10. The Walls of Troy // Turkey
The war between Trojans and Greeks, described in The Iliad, has inspired popular culture for centuries. Although we will never know how true the events in Homer’s epic actually are, the city itself was very real: Troy was founded in the early Bronze Age, around 3000 BCE, in what is now northwest Turkey. At its peak in this era, the settlement was probably one of the largest and most powerful in southeast Europe.
Trojan architects were concerned about defending the city. Beginning about 2550 BCE, citizens built large defensive walls around the settlement. By the Late Bronze Age (1750-1300 BCE), the walls had grown to a formidable 26 feet tall and 16 feet thick. From several watchtowers, guards could observe potential enemies arriving by land or sea.
Around 1200 BCE, when the Tollense battle raged in northern Europe, the sophisticated Mediterranean world also descended into chaos—a period called the Bronze Age collapse. Archaeologists excavating Troy believe The Iliad could have been inspired by events during this epoch of destruction. Scorch marks from powerful fires, destroyed buildings, and piles of sling bullets like those found at Tell Hamoukar suggest the city was attacked and overcome on at least two occasions, approximately 1250 BCE and 1180 BCE. An earthquake during this period probably weakened the city further. After these attacks, Trojans rebuilt the walls and dug a large defensive ditch.
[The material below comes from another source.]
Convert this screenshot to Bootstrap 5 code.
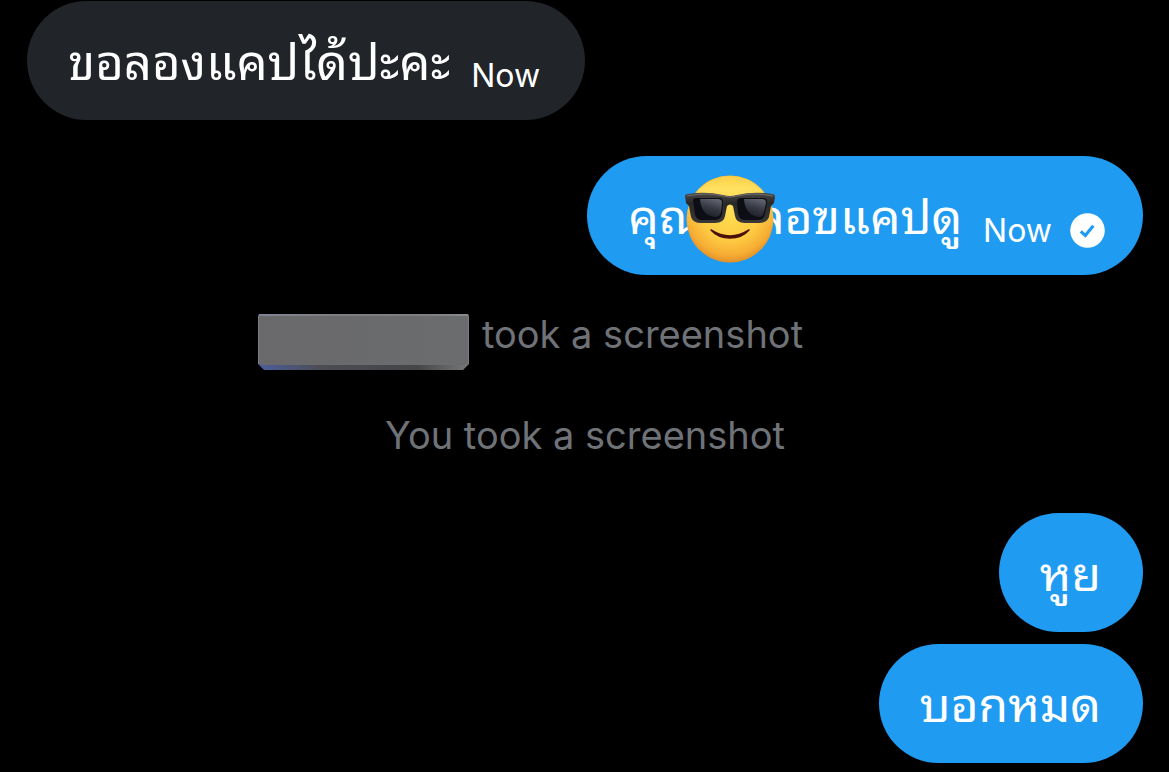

Who was behind the assault? Not everyone believes it was Greek forces, though the city was occupied by Greek speakers after the 1180 BCE attack. Preserved clay tablets also show territorial tensions between the Hittites (a civilization that controlled much of Turkey between 1700-1200 BCE) and the Mycenaean Greeks. All we know for sure is that during the Bronze Age collapse, natural disasters, war, and chaos sown by the fearsome sea peoples impacted Troy, Egypt, and Greek states. The events show how some of humanity's greatest art and literature can emerge from its darkest times.